SOURCE MATERIAL
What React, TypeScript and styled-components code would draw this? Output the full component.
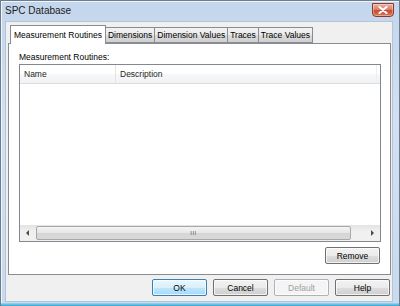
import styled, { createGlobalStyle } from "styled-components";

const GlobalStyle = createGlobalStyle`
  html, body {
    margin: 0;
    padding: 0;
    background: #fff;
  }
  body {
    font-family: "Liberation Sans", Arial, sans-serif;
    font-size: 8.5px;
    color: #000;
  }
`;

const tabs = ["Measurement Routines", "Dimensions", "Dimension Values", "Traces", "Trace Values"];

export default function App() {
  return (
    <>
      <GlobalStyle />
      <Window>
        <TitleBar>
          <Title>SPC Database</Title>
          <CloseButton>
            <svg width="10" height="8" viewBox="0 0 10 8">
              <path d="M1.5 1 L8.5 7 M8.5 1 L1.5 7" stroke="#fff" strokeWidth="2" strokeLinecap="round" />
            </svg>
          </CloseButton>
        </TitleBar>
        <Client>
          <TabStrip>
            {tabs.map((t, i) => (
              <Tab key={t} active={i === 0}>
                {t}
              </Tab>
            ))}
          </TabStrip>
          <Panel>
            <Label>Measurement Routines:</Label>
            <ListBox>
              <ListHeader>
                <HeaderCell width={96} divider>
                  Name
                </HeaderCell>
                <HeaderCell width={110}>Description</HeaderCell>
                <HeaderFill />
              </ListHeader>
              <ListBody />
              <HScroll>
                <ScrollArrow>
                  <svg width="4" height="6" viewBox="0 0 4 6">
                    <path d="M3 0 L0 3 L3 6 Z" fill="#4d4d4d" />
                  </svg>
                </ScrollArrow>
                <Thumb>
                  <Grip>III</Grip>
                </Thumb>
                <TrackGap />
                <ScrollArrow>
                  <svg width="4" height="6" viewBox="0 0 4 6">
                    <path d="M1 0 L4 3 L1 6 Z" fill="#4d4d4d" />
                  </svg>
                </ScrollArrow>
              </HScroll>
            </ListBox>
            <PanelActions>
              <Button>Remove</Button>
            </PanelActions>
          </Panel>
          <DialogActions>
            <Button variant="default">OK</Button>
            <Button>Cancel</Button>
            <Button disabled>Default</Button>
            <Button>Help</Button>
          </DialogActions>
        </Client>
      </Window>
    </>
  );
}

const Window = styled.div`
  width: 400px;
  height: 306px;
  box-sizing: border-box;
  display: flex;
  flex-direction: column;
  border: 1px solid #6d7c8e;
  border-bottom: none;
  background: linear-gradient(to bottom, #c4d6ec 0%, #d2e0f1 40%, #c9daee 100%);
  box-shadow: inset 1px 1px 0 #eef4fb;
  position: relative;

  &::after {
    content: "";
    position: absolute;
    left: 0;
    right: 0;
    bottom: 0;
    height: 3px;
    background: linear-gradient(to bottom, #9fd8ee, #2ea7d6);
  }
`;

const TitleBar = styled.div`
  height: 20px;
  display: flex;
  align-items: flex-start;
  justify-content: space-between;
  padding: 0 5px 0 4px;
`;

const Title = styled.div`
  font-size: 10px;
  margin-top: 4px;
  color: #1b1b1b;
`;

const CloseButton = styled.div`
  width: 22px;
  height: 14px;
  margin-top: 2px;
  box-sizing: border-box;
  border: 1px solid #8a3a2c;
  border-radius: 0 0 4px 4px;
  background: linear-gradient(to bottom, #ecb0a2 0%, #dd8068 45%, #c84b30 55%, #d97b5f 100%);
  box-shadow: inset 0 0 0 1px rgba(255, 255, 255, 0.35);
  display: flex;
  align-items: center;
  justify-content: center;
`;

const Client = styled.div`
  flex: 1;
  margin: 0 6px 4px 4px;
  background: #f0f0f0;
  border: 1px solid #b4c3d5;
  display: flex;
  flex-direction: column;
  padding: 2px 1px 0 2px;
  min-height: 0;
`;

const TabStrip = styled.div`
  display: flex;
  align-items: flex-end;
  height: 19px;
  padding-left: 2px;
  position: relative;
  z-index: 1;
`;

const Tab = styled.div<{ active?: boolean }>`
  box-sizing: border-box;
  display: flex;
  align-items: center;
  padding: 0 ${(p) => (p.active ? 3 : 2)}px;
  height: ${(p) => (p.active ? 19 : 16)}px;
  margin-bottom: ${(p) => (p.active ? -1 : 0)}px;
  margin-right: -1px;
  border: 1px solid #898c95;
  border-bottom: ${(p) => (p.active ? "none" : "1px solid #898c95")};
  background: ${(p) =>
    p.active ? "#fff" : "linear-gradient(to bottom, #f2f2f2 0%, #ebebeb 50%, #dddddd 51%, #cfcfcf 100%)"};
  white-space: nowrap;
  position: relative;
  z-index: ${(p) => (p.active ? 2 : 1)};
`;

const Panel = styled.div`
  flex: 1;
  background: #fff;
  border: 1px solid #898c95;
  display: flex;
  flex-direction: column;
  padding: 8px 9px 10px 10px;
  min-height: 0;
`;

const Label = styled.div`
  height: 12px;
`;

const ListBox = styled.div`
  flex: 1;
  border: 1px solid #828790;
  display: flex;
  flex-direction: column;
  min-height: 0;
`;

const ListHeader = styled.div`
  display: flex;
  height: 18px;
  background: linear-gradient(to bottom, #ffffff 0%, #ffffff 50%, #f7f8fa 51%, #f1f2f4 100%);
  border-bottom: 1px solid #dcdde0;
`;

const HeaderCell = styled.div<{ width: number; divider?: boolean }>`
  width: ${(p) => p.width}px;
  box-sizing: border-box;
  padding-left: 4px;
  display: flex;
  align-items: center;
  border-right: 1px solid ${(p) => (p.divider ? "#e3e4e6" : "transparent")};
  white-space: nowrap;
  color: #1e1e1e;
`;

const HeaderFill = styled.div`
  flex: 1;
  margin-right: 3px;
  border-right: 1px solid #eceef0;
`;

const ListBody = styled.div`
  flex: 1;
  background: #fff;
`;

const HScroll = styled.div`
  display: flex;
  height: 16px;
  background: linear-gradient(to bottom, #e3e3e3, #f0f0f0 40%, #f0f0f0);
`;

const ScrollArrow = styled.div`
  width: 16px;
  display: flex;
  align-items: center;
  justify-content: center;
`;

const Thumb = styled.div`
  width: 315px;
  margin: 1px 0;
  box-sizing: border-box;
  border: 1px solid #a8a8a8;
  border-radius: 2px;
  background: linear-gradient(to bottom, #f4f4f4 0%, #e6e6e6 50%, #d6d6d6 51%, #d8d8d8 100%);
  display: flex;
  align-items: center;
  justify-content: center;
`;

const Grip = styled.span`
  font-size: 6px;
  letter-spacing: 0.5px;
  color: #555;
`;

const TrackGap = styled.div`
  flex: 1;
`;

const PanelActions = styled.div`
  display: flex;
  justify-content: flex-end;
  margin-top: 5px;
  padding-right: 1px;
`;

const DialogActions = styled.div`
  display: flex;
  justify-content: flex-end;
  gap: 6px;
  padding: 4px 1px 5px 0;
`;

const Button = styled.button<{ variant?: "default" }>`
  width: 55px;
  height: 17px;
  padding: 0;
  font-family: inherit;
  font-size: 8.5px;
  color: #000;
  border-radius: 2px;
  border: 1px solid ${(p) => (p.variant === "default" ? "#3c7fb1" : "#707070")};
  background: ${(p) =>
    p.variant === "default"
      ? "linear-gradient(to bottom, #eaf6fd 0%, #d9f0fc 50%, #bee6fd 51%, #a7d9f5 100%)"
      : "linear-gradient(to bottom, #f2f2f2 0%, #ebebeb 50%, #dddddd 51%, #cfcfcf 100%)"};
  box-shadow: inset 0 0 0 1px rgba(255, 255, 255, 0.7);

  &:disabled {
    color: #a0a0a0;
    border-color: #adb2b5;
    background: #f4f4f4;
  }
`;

EXERCISE PROMPT
Extract the full listing exactly, with the pictures left out.

THE RESPONSE
What React, TypeScript and styled-components code would draw this? Output the full component.
import styled, { createGlobalStyle } from "styled-components";

const GlobalStyle = createGlobalStyle`
  html, body {
    margin: 0;
    padding: 0;
    background: #fff;
  }
  body {
    font-family: "Liberation Sans", Arial, sans-serif;
    font-size: 8.5px;
    color: #000;
  }
`;

const tabs = ["Measurement Routines", "Dimensions", "Dimension Values", "Traces", "Trace Values"];

export default function App() {
  return (
    <>
      <GlobalStyle />
      <Window>
        <TitleBar>
          <Title>SPC Database</Title>
          <CloseButton>
            <svg width="10" height="8" viewBox="0 0 10 8">
              <path d="M1.5 1 L8.5 7 M8.5 1 L1.5 7" stroke="#fff" strokeWidth="2" strokeLinecap="round" />
            </svg>
          </CloseButton>
        </TitleBar>
        <Client>
          <TabStrip>
            {tabs.map((t, i) => (
              <Tab key={t} active={i === 0}>
                {t}
              </Tab>
            ))}
          </TabStrip>
          <Panel>
            <Label>Measurement Routines:</Label>
            <ListBox>
              <ListHeader>
                <HeaderCell width={96} divider>
                  Name
                </HeaderCell>
                <HeaderCell width={110}>Description</HeaderCell>
                <HeaderFill />
              </ListHeader>
              <ListBody />
              <HScroll>
                <ScrollArrow>
                  <svg width="4" height="6" viewBox="0 0 4 6">
                    <path d="M3 0 L0 3 L3 6 Z" fill="#4d4d4d" />
                  </svg>
                </ScrollArrow>
                <Thumb>
                  <Grip>III</Grip>
                </Thumb>
                <TrackGap />
                <ScrollArrow>
                  <svg width="4" height="6" viewBox="0 0 4 6">
                    <path d="M1 0 L4 3 L1 6 Z" fill="#4d4d4d" />
                  </svg>
                </ScrollArrow>
              </HScroll>
            </ListBox>
            <PanelActions>
              <Button>Remove</Button>
            </PanelActions>
          </Panel>
          <DialogActions>
            <Button variant="default">OK</Button>
            <Button>Cancel</Button>
            <Button disabled>Default</Button>
            <Button>Help</Button>
          </DialogActions>
        </Client>
      </Window>
    </>
  );
}

const Window = styled.div`
  width: 400px;
  height: 306px;
  box-sizing: border-box;
  display: flex;
  flex-direction: column;
  border: 1px solid #6d7c8e;
  border-bottom: none;
  background: linear-gradient(to bottom, #c4d6ec 0%, #d2e0f1 40%, #c9daee 100%);
  box-shadow: inset 1px 1px 0 #eef4fb;
  position: relative;

  &::after {
    content: "";
    position: absolute;
    left: 0;
    right: 0;
    bottom: 0;
    height: 3px;
    background: linear-gradient(to bottom, #9fd8ee, #2ea7d6);
  }
`;

const TitleBar = styled.div`
  height: 20px;
  display: flex;
  align-items: flex-start;
  justify-content: space-between;
  padding: 0 5px 0 4px;
`;

const Title = styled.div`
  font-size: 10px;
  margin-top: 4px;
  color: #1b1b1b;
`;

const CloseButton = styled.div`
  width: 22px;
  height: 14px;
  margin-top: 2px;
  box-sizing: border-box;
  border: 1px solid #8a3a2c;
  border-radius: 0 0 4px 4px;
  background: linear-gradient(to bottom, #ecb0a2 0%, #dd8068 45%, #c84b30 55%, #d97b5f 100%);
  box-shadow: inset 0 0 0 1px rgba(255, 255, 255, 0.35);
  display: flex;
  align-items: center;
  justify-content: center;
`;

const Client = styled.div`
  flex: 1;
  margin: 0 6px 4px 4px;
  background: #f0f0f0;
  border: 1px solid #b4c3d5;
  display: flex;
  flex-direction: column;
  padding: 2px 1px 0 2px;
  min-height: 0;
`;

const TabStrip = styled.div`
  display: flex;
  align-items: flex-end;
  height: 19px;
  padding-left: 2px;
  position: relative;
  z-index: 1;
`;

const Tab = styled.div<{ active?: boolean }>`
  box-sizing: border-box;
  display: flex;
  align-items: center;
  padding: 0 ${(p) => (p.active ? 3 : 2)}px;
  height: ${(p) => (p.active ? 19 : 16)}px;
  margin-bottom: ${(p) => (p.active ? -1 : 0)}px;
  margin-right: -1px;
  border: 1px solid #898c95;
  border-bottom: ${(p) => (p.active ? "none" : "1px solid #898c95")};
  background: ${(p) =>
    p.active ? "#fff" : "linear-gradient(to bottom, #f2f2f2 0%, #ebebeb 50%, #dddddd 51%, #cfcfcf 100%)"};
  white-space: nowrap;
  position: relative;
  z-index: ${(p) => (p.active ? 2 : 1)};
`;

const Panel = styled.div`
  flex: 1;
  background: #fff;
  border: 1px solid #898c95;
  display: flex;
  flex-direction: column;
  padding: 8px 9px 10px 10px;
  min-height: 0;
`;

const Label = styled.div`
  height: 12px;
`;

const ListBox = styled.div`
  flex: 1;
  border: 1px solid #828790;
  display: flex;
  flex-direction: column;
  min-height: 0;
`;

const ListHeader = styled.div`
  display: flex;
  height: 18px;
  background: linear-gradient(to bottom, #ffffff 0%, #ffffff 50%, #f7f8fa 51%, #f1f2f4 100%);
  border-bottom: 1px solid #dcdde0;
`;

const HeaderCell = styled.div<{ width: number; divider?: boolean }>`
  width: ${(p) => p.width}px;
  box-sizing: border-box;
  padding-left: 4px;
  display: flex;
  align-items: center;
  border-right: 1px solid ${(p) => (p.divider ? "#e3e4e6" : "transparent")};
  white-space: nowrap;
  color: #1e1e1e;
`;

const HeaderFill = styled.div`
  flex: 1;
  margin-right: 3px;
  border-right: 1px solid #eceef0;
`;

const ListBody = styled.div`
  flex: 1;
  background: #fff;
`;

const HScroll = styled.div`
  display: flex;
  height: 16px;
  background: linear-gradient(to bottom, #e3e3e3, #f0f0f0 40%, #f0f0f0);
`;

const ScrollArrow = styled.div`
  width: 16px;
  display: flex;
  align-items: center;
  justify-content: center;
`;

const Thumb = styled.div`
  width: 315px;
  margin: 1px 0;
  box-sizing: border-box;
  border: 1px solid #a8a8a8;
  border-radius: 2px;
  background: linear-gradient(to bottom, #f4f4f4 0%, #e6e6e6 50%, #d6d6d6 51%, #d8d8d8 100%);
  display: flex;
  align-items: center;
  justify-content: center;
`;

const Grip = styled.span`
  font-size: 6px;
  letter-spacing: 0.5px;
  color: #555;
`;

const TrackGap = styled.div`
  flex: 1;
`;

const PanelActions = styled.div`
  display: flex;
  justify-content: flex-end;
  margin-top: 5px;
  padding-right: 1px;
`;

const DialogActions = styled.div`
  display: flex;
  justify-content: flex-end;
  gap: 6px;
  padding: 4px 1px 5px 0;
`;

const Button = styled.button<{ variant?: "default" }>`
  width: 55px;
  height: 17px;
  padding: 0;
  font-family: inherit;
  font-size: 8.5px;
  color: #000;
  border-radius: 2px;
  border: 1px solid ${(p) => (p.variant === "default" ? "#3c7fb1" : "#707070")};
  background: ${(p) =>
    p.variant === "default"
      ? "linear-gradient(to bottom, #eaf6fd 0%, #d9f0fc 50%, #bee6fd 51%, #a7d9f5 100%)"
      : "linear-gradient(to bottom, #f2f2f2 0%, #ebebeb 50%, #dddddd 51%, #cfcfcf 100%)"};
  box-shadow: inset 0 0 0 1px rgba(255, 255, 255, 0.7);

  &:disabled {
    color: #a0a0a0;
    border-color: #adb2b5;
    background: #f4f4f4;
  }
`;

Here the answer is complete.